◆ **Exercise directions**
How many lines of the data include the string "page"? State the number and nothing else.
───── Given information
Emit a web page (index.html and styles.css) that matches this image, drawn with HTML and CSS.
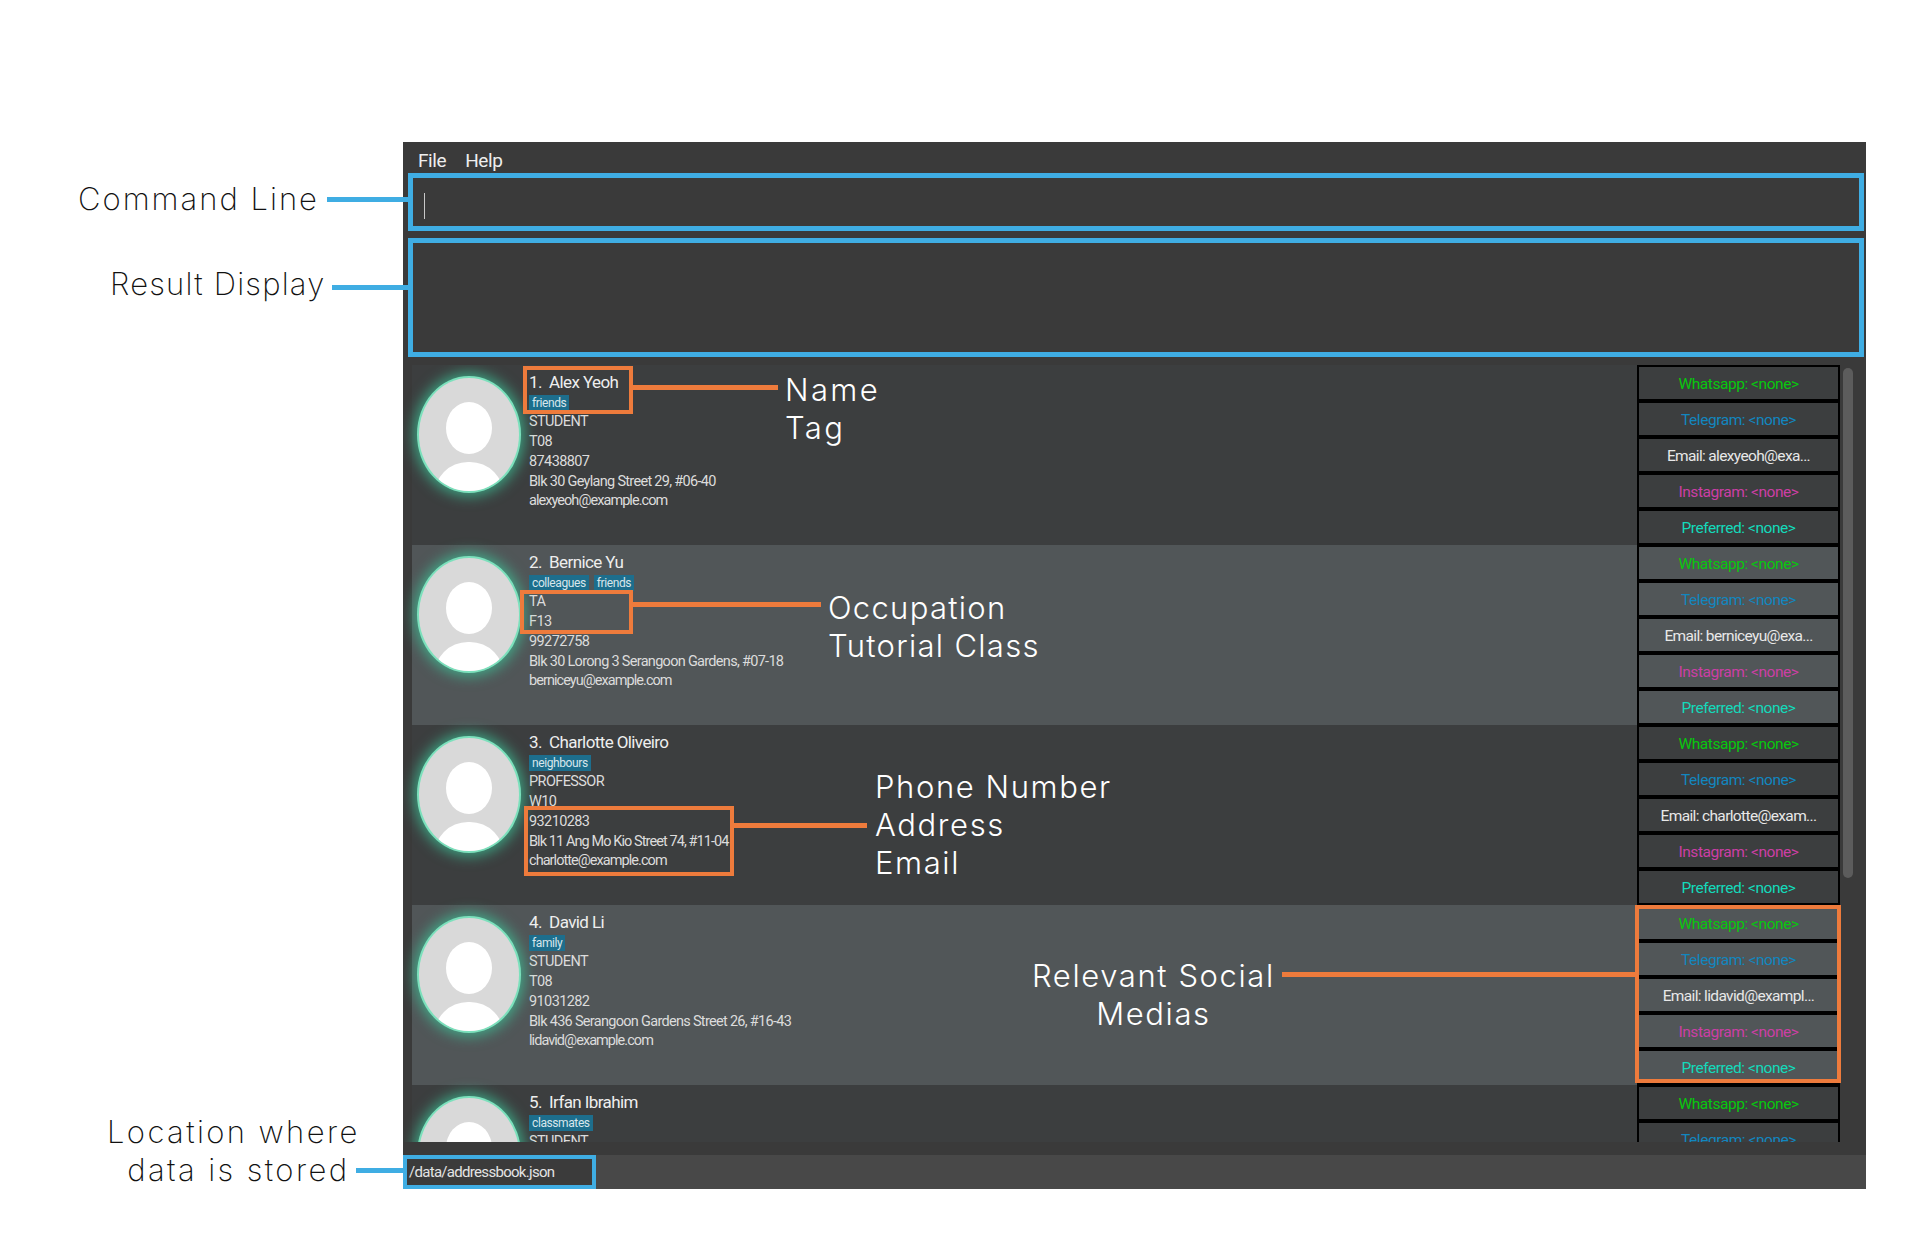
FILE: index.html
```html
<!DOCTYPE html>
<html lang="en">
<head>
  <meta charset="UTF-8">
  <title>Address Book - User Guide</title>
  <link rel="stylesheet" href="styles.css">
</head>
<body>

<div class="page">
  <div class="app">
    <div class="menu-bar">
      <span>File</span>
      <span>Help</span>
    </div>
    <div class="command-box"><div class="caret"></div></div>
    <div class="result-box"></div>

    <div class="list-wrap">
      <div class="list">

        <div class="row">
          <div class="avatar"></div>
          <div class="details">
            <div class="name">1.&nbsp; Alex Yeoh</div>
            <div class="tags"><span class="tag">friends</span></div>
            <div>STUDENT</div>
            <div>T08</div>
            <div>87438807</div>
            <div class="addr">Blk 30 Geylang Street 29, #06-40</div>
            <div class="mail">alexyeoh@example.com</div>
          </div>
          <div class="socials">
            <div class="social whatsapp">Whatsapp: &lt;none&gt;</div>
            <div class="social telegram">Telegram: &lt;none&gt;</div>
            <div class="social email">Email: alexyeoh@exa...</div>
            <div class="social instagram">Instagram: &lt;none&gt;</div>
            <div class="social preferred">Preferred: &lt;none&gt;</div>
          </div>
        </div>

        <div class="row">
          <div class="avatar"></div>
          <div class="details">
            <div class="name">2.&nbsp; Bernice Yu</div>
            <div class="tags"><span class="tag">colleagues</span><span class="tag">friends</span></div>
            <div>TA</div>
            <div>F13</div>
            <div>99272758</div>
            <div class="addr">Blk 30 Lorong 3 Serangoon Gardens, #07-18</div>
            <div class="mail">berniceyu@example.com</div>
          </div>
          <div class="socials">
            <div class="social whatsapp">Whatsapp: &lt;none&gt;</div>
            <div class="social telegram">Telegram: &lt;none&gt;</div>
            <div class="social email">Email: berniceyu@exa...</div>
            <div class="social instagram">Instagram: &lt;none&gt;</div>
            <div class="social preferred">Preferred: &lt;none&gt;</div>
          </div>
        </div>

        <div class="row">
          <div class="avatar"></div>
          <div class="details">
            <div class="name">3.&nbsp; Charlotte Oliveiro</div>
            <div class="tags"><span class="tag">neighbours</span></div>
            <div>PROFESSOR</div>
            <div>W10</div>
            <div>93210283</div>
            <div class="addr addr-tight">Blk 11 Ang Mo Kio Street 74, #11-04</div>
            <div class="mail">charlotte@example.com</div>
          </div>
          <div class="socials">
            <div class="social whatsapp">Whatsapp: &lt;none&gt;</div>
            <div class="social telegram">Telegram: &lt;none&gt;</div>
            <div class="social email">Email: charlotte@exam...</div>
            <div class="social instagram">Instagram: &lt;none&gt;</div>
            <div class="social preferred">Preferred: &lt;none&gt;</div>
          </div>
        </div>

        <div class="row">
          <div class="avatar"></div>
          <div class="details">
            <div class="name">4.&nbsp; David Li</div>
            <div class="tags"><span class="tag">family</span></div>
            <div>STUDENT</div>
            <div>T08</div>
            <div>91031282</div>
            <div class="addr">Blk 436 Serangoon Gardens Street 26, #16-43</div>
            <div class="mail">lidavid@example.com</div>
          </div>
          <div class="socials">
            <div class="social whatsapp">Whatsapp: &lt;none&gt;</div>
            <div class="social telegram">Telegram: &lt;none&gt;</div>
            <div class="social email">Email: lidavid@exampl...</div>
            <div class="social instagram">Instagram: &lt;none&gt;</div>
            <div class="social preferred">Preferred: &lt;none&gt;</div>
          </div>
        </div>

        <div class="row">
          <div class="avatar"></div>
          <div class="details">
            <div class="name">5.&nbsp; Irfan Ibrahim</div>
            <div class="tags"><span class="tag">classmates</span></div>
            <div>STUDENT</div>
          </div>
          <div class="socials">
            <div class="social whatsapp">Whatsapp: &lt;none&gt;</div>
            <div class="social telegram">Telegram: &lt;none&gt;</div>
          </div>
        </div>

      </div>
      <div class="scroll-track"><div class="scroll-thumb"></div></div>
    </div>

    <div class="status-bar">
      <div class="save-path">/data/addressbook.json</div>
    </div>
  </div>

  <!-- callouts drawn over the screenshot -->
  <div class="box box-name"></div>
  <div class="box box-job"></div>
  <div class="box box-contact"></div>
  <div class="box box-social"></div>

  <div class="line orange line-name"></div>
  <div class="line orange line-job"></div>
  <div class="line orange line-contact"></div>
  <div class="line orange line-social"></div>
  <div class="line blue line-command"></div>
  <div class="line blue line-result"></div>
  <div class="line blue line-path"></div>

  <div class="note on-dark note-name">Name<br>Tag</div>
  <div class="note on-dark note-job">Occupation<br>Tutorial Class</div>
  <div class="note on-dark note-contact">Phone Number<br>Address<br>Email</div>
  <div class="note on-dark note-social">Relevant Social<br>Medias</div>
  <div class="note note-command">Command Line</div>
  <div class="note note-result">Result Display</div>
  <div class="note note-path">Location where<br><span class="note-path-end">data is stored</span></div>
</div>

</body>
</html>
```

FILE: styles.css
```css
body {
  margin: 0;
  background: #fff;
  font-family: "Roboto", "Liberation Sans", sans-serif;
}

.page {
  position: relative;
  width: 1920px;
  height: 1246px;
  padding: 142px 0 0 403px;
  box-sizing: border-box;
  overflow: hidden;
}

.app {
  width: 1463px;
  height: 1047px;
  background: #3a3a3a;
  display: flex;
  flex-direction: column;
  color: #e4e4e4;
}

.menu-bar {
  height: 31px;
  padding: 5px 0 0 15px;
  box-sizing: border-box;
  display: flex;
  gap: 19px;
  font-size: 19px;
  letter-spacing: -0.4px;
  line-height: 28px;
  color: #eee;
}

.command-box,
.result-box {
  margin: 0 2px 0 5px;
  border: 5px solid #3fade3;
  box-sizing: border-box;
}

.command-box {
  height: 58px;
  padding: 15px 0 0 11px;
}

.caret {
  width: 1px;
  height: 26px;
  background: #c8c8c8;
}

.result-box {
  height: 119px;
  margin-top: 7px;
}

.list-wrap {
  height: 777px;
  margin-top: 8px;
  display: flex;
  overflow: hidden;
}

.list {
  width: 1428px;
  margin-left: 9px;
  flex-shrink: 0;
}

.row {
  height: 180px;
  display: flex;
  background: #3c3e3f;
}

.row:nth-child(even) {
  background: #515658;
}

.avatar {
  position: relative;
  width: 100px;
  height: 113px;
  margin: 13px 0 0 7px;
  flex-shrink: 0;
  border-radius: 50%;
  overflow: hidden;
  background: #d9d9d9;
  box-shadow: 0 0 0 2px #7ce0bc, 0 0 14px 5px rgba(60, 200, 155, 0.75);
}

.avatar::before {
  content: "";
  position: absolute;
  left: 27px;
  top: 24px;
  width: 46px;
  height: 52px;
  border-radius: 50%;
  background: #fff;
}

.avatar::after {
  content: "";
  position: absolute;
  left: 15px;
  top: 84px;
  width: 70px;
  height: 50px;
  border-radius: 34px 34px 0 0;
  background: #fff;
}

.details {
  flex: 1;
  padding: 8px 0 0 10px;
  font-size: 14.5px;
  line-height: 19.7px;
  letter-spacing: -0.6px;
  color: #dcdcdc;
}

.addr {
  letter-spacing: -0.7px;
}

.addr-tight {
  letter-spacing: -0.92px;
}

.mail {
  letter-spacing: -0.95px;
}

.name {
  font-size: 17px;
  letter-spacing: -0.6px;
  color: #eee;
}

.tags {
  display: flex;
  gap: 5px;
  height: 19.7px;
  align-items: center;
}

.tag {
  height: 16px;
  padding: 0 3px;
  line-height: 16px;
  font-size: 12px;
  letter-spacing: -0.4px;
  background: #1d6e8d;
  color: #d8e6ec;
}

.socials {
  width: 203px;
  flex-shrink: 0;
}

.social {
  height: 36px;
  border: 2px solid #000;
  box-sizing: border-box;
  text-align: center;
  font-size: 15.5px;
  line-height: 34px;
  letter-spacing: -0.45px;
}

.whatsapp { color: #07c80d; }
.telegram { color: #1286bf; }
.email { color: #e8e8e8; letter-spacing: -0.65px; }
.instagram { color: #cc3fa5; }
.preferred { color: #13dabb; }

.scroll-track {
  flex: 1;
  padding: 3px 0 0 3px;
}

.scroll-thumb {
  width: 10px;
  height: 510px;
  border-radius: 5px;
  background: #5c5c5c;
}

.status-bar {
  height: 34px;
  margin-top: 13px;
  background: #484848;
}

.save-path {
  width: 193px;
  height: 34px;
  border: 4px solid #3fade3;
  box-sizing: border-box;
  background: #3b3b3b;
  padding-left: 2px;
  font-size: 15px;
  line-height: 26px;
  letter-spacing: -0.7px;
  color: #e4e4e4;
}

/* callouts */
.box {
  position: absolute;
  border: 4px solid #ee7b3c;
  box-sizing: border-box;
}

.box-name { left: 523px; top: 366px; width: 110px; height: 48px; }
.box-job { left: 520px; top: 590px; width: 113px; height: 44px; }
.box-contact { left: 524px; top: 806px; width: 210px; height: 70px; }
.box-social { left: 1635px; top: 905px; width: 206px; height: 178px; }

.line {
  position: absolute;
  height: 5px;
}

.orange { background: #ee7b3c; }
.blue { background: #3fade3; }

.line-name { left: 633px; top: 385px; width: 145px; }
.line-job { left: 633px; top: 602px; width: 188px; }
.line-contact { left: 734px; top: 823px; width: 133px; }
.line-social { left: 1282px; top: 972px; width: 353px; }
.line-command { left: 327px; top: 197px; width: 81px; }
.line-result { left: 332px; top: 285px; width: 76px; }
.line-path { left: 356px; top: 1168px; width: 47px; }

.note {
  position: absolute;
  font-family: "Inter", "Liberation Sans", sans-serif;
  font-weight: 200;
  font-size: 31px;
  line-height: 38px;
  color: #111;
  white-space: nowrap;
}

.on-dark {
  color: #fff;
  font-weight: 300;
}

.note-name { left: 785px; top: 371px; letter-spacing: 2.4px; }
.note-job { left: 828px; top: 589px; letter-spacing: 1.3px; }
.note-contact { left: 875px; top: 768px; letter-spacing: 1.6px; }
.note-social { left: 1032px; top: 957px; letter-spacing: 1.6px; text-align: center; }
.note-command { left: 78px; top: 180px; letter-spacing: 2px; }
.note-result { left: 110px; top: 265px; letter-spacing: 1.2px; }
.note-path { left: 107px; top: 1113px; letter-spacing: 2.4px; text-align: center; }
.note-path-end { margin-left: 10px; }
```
──────────
◆ **The solution**
3